BRIEF DESCRIPTION OF THE DRAWINGS

(1) FIG. 1 is an enlarged cross-section view of a composite material made according to this invention. The first, second and third layers combine to make a permeation barrier.

(2) FIG. 2 is a process flow diagram of a method of manufacturing a cylindrical-shaped pressure vessel using the composite material of FIG. 1.

(3) FIG. 3A is a front view of the first layer of the composite material, a woven or braided basalt fiber sleeve, as it is pulled over the disposable ceramic mandrel. The mandrel is preferably a water soluble mandrel.

(4) FIG. 3B is a front view of the braided basalt fiber sleeve of FIG. 3A as its ends are twisted over the mandrel.

(5) FIG. 3C is a front view of the braided basalt fiber sleeve of FIG. 3B after it is covered with a basalt fiber veil. Randomly oriented chopped basalt fibers impregnated with epoxy resin are assembled in the voids of the braided basalt fiber sleeve.

(6) FIG. 3D is a front view of the sleeve of FIG. 3C after the excess braided basalt fiber sleeve is pulled back towards the center to meet in the middle.

(7) FIG. 3E is a front view of the second layer of the composite material, a basalt fiber roving attached at about a 45 angle. Preferably, the helical angle (or wind) is below 50 and, most preferably, a polar wind (in a range of about 0 to 2).

(8) FIG. 3F is a front view of the third layer of the composite material, a basalt fiber roving attached at about a 45 angle. Preferably, the helical angle is different than that of the second layer in FIG. 3E, above 50, and can be as high as about 80.

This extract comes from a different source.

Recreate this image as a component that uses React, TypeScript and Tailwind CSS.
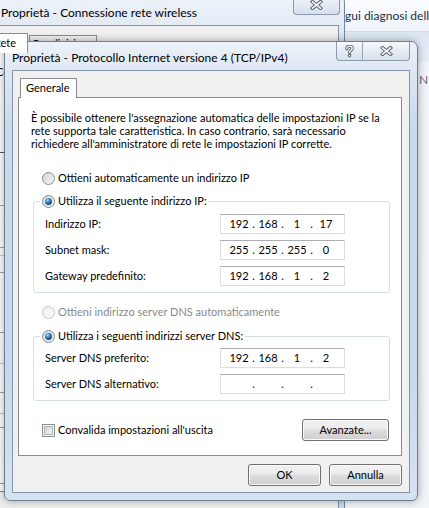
import { Fragment, useId } from "react";

function Radio({ checked = false, disabled = false }: { checked?: boolean; disabled?: boolean }) {
  const id = useId().replace(/[^a-zA-Z0-9]/g, "");
  return (
    <svg width="13" height="13" viewBox="0 0 13 13" className="shrink-0">
      <defs>
        <linearGradient id={`rf${id}`} x1="0" y1="0" x2="1" y2="1">
          <stop offset="0" stopColor={disabled ? "#efefef" : "#d2d2d2"} />
          <stop offset="1" stopColor={disabled ? "#fbfbfb" : "#f8f8f8"} />
        </linearGradient>
        <radialGradient id={`rd${id}`} cx="0.38" cy="0.32" r="0.75">
          <stop offset="0" stopColor="#b4e3ff" />
          <stop offset="0.4" stopColor="#3c86c0" />
          <stop offset="1" stopColor="#0c355c" />
        </radialGradient>
      </defs>
      <circle cx="6.5" cy="6.5" r="6" fill={`url(#rf${id})`} stroke={disabled ? "#c4c4c4" : "#8a8c8e"} />
      {checked && <circle cx="6.5" cy="6.5" r="4.6" fill="#dbe8f2" />}
      {checked && <circle cx="6.5" cy="6.5" r="3.4" fill={`url(#rd${id})`} />}
    </svg>
  );
}

function CheckBox() {
  const id = useId().replace(/[^a-zA-Z0-9]/g, "");
  return (
    <svg width="13" height="13" viewBox="0 0 13 13" className="shrink-0">
      <defs>
        <linearGradient id={`cb${id}`} x1="0" y1="0" x2="1" y2="1">
          <stop offset="0" stopColor="#cbcfd4" />
          <stop offset="1" stopColor="#f5f6f7" />
        </linearGradient>
      </defs>
      <rect x="0.5" y="0.5" width="12" height="12" fill="#f4f4f4" stroke="#8e8f8f" />
      <rect x="2.5" y="2.5" width="8" height="8" fill={`url(#cb${id})`} stroke="#b0b5ba" />
    </svg>
  );
}

function XGlyph() {
  return (
    <svg width="13" height="10" viewBox="0 0 13 10">
      <path d="M2.5 1.8 L10.5 8.2 M10.5 1.8 L2.5 8.2" stroke="#5a636d" strokeWidth="3.6" strokeLinecap="square" />
      <path d="M2.5 1.8 L10.5 8.2 M10.5 1.8 L2.5 8.2" stroke="#ffffff" strokeWidth="1.6" strokeLinecap="square" />
    </svg>
  );
}

function HelpGlyph() {
  return (
    <svg width="9" height="13" viewBox="0 0 9 13">
      <path d="M1.8 3.8 C1.8 2 3 1.2 4.5 1.2 C6.2 1.2 7.2 2.2 7.2 3.5 C7.2 5.2 4.6 5.4 4.6 7.4" fill="none" stroke="#5a636d" strokeWidth="3.2" strokeLinecap="round" />
      <circle cx="4.6" cy="10.6" r="1.8" fill="#5a636d" />
      <path d="M1.8 3.8 C1.8 2 3 1.2 4.5 1.2 C6.2 1.2 7.2 2.2 7.2 3.5 C7.2 5.2 4.6 5.4 4.6 7.4" fill="none" stroke="#ffffff" strokeWidth="1.3" strokeLinecap="round" />
      <circle cx="4.6" cy="10.6" r="0.8" fill="#ffffff" />
    </svg>
  );
}

function Btn({ children, className }: { children: React.ReactNode; className: string }) {
  return (
    <div
      className={`flex items-center justify-center rounded-[3px] border border-[#707070] bg-[linear-gradient(180deg,#f2f2f2_0%,#ebebeb_45%,#dddddd_50%,#cfcfcf_100%)] shadow-[inset_0_0_0_1px_#fbfbfb] ${className}`}
    >
      {children}
    </div>
  );
}

function IpBox({ parts }: { parts: string[] }) {
  return (
    <div className="flex h-[20px] w-[125px] items-center border border-[#dadde2] border-t-[#abadb3] bg-white pl-[5px]">
      {parts.map((p, i) => (
        <Fragment key={i}>
          {i > 0 && <span className="w-[3px] text-center">.</span>}
          <span className="w-[26px] text-center">{p}</span>
        </Fragment>
      ))}
    </div>
  );
}

function Group({
  legend,
  rows,
  className,
  rowsClass,
}: {
  legend: string;
  rows: [string, string[]][];
  className: string;
  rowsClass: string;
}) {
  return (
    <div className={`ml-[14px] mr-[11px] rounded-[3px] border border-[#d5dfe5] pb-[6px] ${className}`}>
      <div className="-mt-[8px] ml-[6px] flex h-[15px] w-fit items-center gap-[3px] bg-white px-[2px]">
        <Radio checked />
        <span>{legend}</span>
      </div>
      <div className={`flex flex-col gap-[6px] ${rowsClass}`}>
        {rows.map(([label, parts]) => (
          <div key={label} className="flex h-[20px] items-center pl-[11px]">
            <span className="w-[175px]">{label}</span>
            <IpBox parts={parts} />
          </div>
        ))}
      </div>
    </div>
  );
}

function BackgroundWindow() {
  return (
    <div className="absolute left-[-10px] top-[-5px] flex h-[560px] w-[355px] flex-col rounded-[7px] border border-[#75869b] bg-[linear-gradient(180deg,#eef3f9_0px,#e2eaf4_30px,#c9d9ec_80px,#cddbec_100%)]">
      <div className="flex h-[29px] items-start">
        <span className="ml-[10px] mt-[9px] whitespace-nowrap text-[12px] leading-[15px]">
          Proprietà - Connessione rete wireless
        </span>
        <div className="ml-auto mr-[4px] flex h-[19px] w-[47px] items-center justify-center rounded-b-[4px] border border-t-0 border-[#8d9aab] bg-[linear-gradient(180deg,#f4f7fb_0%,#e3eaf3_50%,#d6e0ec_100%)]">
          <XGlyph />
        </div>
      </div>
      <div className="mb-[7px] ml-[7px] mr-[5px] flex flex-1 flex-col border border-[#8393a8] bg-[#f0f0f0]">
        <div className="mt-[7px] flex items-start">
          <div className="relative z-10 -mb-[1px] ml-[-12px] flex h-[20px] w-[41px] items-center border border-b-0 border-[#898c95] bg-white pl-[6px]">
            Rete
          </div>
          <div className="ml-[1px] mt-[2px] flex h-[17px] w-[68px] items-center justify-center border border-b-0 border-[#898c95] bg-[linear-gradient(180deg,#f2f2f2,#e3e3e3)]">
            Condivisione
          </div>
        </div>
        <div className="ml-[-20px] mr-[5px] flex h-[440px] flex-col border border-[#898c95] bg-white">
          <span className="ml-[16px] mt-[12px] h-[14px] whitespace-nowrap leading-[14px]">Connetti tramite:</span>
          <div className="mt-[73px] h-[1px] w-[30px] bg-[#555555]" />
          <div className="mt-[52px] h-[1px] w-[30px] bg-[#a3a3a3]" />
          <div className="mt-[41px] h-[1px] w-[30px] bg-[#a3a3a3]" />
          <div className="mt-[7px] h-[1px] w-[30px] bg-[#c8c8c8]" />
          <div className="mt-[16px] h-[1px] w-[30px] bg-[#a3a3a3]" />
          <div className="mt-[59px] h-[1px] w-[30px] bg-[#a3a3a3]" />
          <div className="mt-[30px] h-[1px] w-[30px] bg-[#c8c8c8]" />
          <div className="mt-[28px] h-[1px] w-[30px] bg-[#a3a3a3]" />
          <div className="mt-[20px] h-[1px] w-[30px] bg-[#c8c8c8]" />
          <div className="mt-[13px] h-[1px] w-[30px] bg-[#a3a3a3]" />
          <div className="mt-[55px] h-[1px] w-[30px] bg-[#a3a3a3]" />
        </div>
      </div>
    </div>
  );
}

export default function App() {
  return (
    <div className="relative h-[508px] w-[429px] overflow-hidden bg-[#edf2f8] font-['Lato',sans-serif] text-[11px] text-black">
      {/* explorer window behind */}
      <div className="absolute left-[300px] top-0 flex h-[508px] w-[129px] flex-col">
        <div className="flex h-[32px] items-center border-b border-[#cfdae7] bg-[linear-gradient(180deg,#fbfcfe,#eef3f9)] pl-[45px] text-[12px] text-[#1e2f45]">
          <span className="whitespace-nowrap">gui diagnosi della connessione</span>
        </div>
        <div className="h-[30px] bg-[linear-gradient(180deg,#dde7f3,#e7eef7)]" />
        <div className="flex-1 bg-[#f1f5fa] pl-[119px] pt-[11px] text-[12px] leading-[14px] text-[#6b6b6b]">N</div>
      </div>

      <BackgroundWindow />

      {/* foreground dialog */}
      <div className="absolute left-[4px] top-[41px] flex h-[460px] w-[414px] flex-col rounded-t-[7px] rounded-b-[6px] border border-[#6f7f93] bg-[linear-gradient(180deg,#ecf2f9_0px,#dfe8f3_28px,#cadaed_80px,#c7d8ec_70%,#d5e2f0_100%)] shadow-[0_0_9px_rgba(0,0,0,0.35)]">
        <div className="flex h-[28px] items-start">
          <span className="ml-[7px] mt-[8px] whitespace-nowrap text-[12px] leading-[15px]">
            Proprietà - Protocollo Internet versione 4 (TCP/IPv4)
          </span>
          <div className="ml-auto mr-[7px] flex h-[19px] rounded-b-[4px] border border-t-0 border-[#8d9aab] bg-[linear-gradient(180deg,#f5f8fb_0%,#e6ecf4_50%,#d8e2ed_100%)]">
            <div className="flex w-[26px] items-center justify-center border-r border-[#9aa6b5]">
              <HelpGlyph />
            </div>
            <div className="flex w-[46px] items-center justify-center">
              <XGlyph />
            </div>
          </div>
        </div>

        <div className="mb-[7px] ml-[7px] mr-[7px] flex flex-1 flex-col border border-[#8393a8] bg-[#f0f0f0]">
          <div className="ml-[7px] mt-[7px] flex">
            <div className="relative z-10 -mb-[1px] flex h-[20px] w-[57px] items-center border border-b-0 border-[#898c95] bg-white pl-[5px]">
              Generale
            </div>
          </div>
          <div className="ml-[5px] mr-[7px] h-[359px] border border-[#898c95] bg-white">
            <p className="mt-[13px] whitespace-nowrap pl-[12px] leading-[13px]">
              È possibile ottenere l'assegnazione automatica delle impostazioni IP se la
              <br />
              rete supporta tale caratteristica. In caso contrario, sarà necessario
              <br />
              richiedere all'amministratore di rete le impostazioni IP corrette.
            </p>
            <div className="ml-[23px] mt-[21px] flex h-[15px] items-center gap-[3px]">
              <Radio />
              <span>Ottieni automaticamente un indirizzo IP</span>
            </div>
            <Group
              className="mt-[15px]"
              rowsClass="mt-[5px]"
              legend="Utilizza il seguente indirizzo IP:"
              rows={[
                ["Indirizzo IP:", ["192", "168", "1", "17"]],
                ["Subnet mask:", ["255", "255", "255", "0"]],
                ["Gateway predefinito:", ["192", "168", "1", "2"]],
              ]}
            />
            <div className="ml-[23px] mt-[12px] flex h-[15px] items-center gap-[3px] text-[#8a8a8a]">
              <Radio disabled />
              <span>Ottieni indirizzo server DNS automaticamente</span>
            </div>
            <Group
              className="mt-[16px]"
              rowsClass="mt-[4px]"
              legend="Utilizza i seguenti indirizzi server DNS:"
              rows={[
                ["Server DNS preferito:", ["192", "168", "1", "2"]],
                ["Server DNS alternativo:", ["", "", "", ""]],
              ]}
            />
            <div className="ml-[23px] mr-[12px] mt-[18px] flex h-[22px] items-center">
              <CheckBox />
              <span className="ml-[3px]">Convalida impostazioni all'uscita</span>
              <Btn className="ml-auto h-[22px] w-[87px]">Avanzate...</Btn>
            </div>
          </div>
          <div className="mr-[7px] mt-[8px] flex justify-end gap-[8px]">
            <Btn className="h-[22px] w-[73px]">OK</Btn>
            <Btn className="h-[22px] w-[73px]">Annulla</Btn>
          </div>
        </div>
      </div>
    </div>
  );
}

(9) FIG. 3G is a front view composite material after its fourth and fifth layers have been applied. The fourth layer is continuous basalt fibers arranged in a hoop pattern and then cured in an oven. The fifth layer is composed of randomly oriented chopped basalt fibers impregnated with epoxy resin and compacted with the subsequent wound filaments

(10) FIG. 3H is a front view of the composite material as the mandrel is flushed with warm water in order dissolve, and therefore, remove it from the assembled pressure vessel.

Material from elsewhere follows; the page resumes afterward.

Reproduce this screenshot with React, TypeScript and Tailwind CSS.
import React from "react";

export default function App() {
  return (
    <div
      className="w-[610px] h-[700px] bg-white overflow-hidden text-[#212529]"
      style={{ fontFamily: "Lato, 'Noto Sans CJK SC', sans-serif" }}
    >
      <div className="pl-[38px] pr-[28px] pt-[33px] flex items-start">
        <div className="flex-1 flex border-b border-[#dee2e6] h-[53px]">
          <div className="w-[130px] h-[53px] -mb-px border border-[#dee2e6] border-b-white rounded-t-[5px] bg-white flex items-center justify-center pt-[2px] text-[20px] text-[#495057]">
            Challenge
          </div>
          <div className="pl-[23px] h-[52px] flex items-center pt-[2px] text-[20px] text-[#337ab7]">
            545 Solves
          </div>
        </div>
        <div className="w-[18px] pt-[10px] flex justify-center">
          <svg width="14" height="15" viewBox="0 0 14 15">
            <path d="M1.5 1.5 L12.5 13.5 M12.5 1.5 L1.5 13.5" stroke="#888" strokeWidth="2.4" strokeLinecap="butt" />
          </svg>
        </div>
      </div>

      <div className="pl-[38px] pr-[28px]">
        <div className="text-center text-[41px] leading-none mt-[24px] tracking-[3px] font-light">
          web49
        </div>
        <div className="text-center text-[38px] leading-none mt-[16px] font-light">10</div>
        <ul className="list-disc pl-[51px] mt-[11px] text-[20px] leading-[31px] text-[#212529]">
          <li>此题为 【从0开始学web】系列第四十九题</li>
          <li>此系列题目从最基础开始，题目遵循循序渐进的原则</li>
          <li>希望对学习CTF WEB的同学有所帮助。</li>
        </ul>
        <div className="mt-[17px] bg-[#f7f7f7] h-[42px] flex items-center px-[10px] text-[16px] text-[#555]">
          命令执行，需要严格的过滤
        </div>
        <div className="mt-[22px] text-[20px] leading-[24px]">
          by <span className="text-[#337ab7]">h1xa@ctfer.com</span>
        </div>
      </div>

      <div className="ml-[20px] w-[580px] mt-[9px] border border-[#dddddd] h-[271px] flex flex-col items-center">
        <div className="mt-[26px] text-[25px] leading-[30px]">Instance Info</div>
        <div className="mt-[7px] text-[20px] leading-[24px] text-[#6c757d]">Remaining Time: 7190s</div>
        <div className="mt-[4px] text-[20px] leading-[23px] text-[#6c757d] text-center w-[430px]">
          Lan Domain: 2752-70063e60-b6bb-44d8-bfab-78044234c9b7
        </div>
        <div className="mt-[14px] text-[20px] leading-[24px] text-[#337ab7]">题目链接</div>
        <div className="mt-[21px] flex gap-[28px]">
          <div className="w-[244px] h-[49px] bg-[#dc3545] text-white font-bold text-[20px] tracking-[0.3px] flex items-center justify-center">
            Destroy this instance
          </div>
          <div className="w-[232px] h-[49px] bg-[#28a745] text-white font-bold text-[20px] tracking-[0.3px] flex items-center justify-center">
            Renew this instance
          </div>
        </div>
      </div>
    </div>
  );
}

(11) FIG. 4 is a front view of the assembled pressure vessel as it is plumbed for use in storing compressed natural gas in a light-duty motor vehicle application.

DETAILED DESCRIPTION OF THE INVENTION

(12) A basalt reinforced plastic material 10 made according to this invention is especially suited for use in high-pressure storage of gaseous matter such industrial and fuel gasses in compressed natural gas applications and compressed hydrogen fuel applications. A composite material made according to this invention also can be used to store other types of gasses, liquids and powders under pressure (or not under pressure).

(13) Referring first to FIGS. 1 to 3H, the structure of the material 10 and method of making it involves at least five laminate layers 11, 13, 15, 17, 19 and includes impregnated woven, braided, and chopped basalt fibers and a resin matrix. Nano-additives may be added to the resin matrix used in one or more of the layers (see e.g., Seshasai Gandikota, Selective toughening of carbon/epoxy composites using graphene oxide. Master's Thesis, Oklahoma State University (December 2011), hereby incorporated by reference).

(14) The first (base or innermost) layer 11 is composed of a resin-impregnated woven basalt fiber sleeve, preferably 13 micron chopped basalt fibers about 12 millimeters in length assembled in the voids of the sleeve and impregnated with an epoxy resin.

(15) The second and third layers 13, 15 are composed of continuous basalt fiber roving arranged in a helical pattern, preferably arranged at about a 2 helical angle, with the third layer 15 being at a 54 helical angle.

(16) The fourth layer 17 is preferably composed of continuous 1200TEX 13 micron basalt fiber roving arranged in a hoop pattern, that is, generally perpendicular to a central longitudinal axis of the mandrel on which the layer is being formed.

(17) The fifth (outermost) layer 19 is preferably composed of randomly oriented chopped 15 micron basalt fibers about 12 millimeters in length impregnated with epoxy resin and compacted.

(18) An aramid fiber, such as DUPONT KEVLAR aramid fiber, may be placed on top of the fifth layer 19 or used as part of the fifth layer 19. Carbon fiber may also be placed on top of the fifth layer 19 or used as part of the fifth layer 19.

(19) Compared to current art materials for use in high-pressure storage of gaseous matter, a basalt fiber-based composite material 10 like that made according to this invention can reduce overall production costs of a pressure vessel like that of FIG. 4, in some cases by about 20%. The basalt-based composite 10 and the resulting pressure vessel 20 are also more economical than lined tanks due to the increased manufacturing costs of metallic and polymer liners. The basalt fiber-based composite 10 also has superior gas barrier properties and mechanical properties compared to metallic- and polymer-lined vessels. Last, it permits the pressure or storage vessel 20 to be liner free, that is, not require the use of a metallic or polymeric liner.

(20) The mandrel 30 is a water-soluble mandrel or tooling (see e.g., R. J. Vaidyanathan et al., A water soluble tooling material for complex polymer composite components and honeycombs. SAMPE Conference Proceedings, (Long Beach, Calif., 2003), hereby incorporated by reference). Because the mandrel 30 is water-soluble, a pressure vessel 20 can be any shape desired for a particular application, including non-spherical shaped or non-cylindrical shaped.

(21) Preferred embodiments, and not all possible embodiments, of the pressure vessel have been described so as to enable of person of ordinary skill in the art to make and use the invention, which is defined by the claims listed below.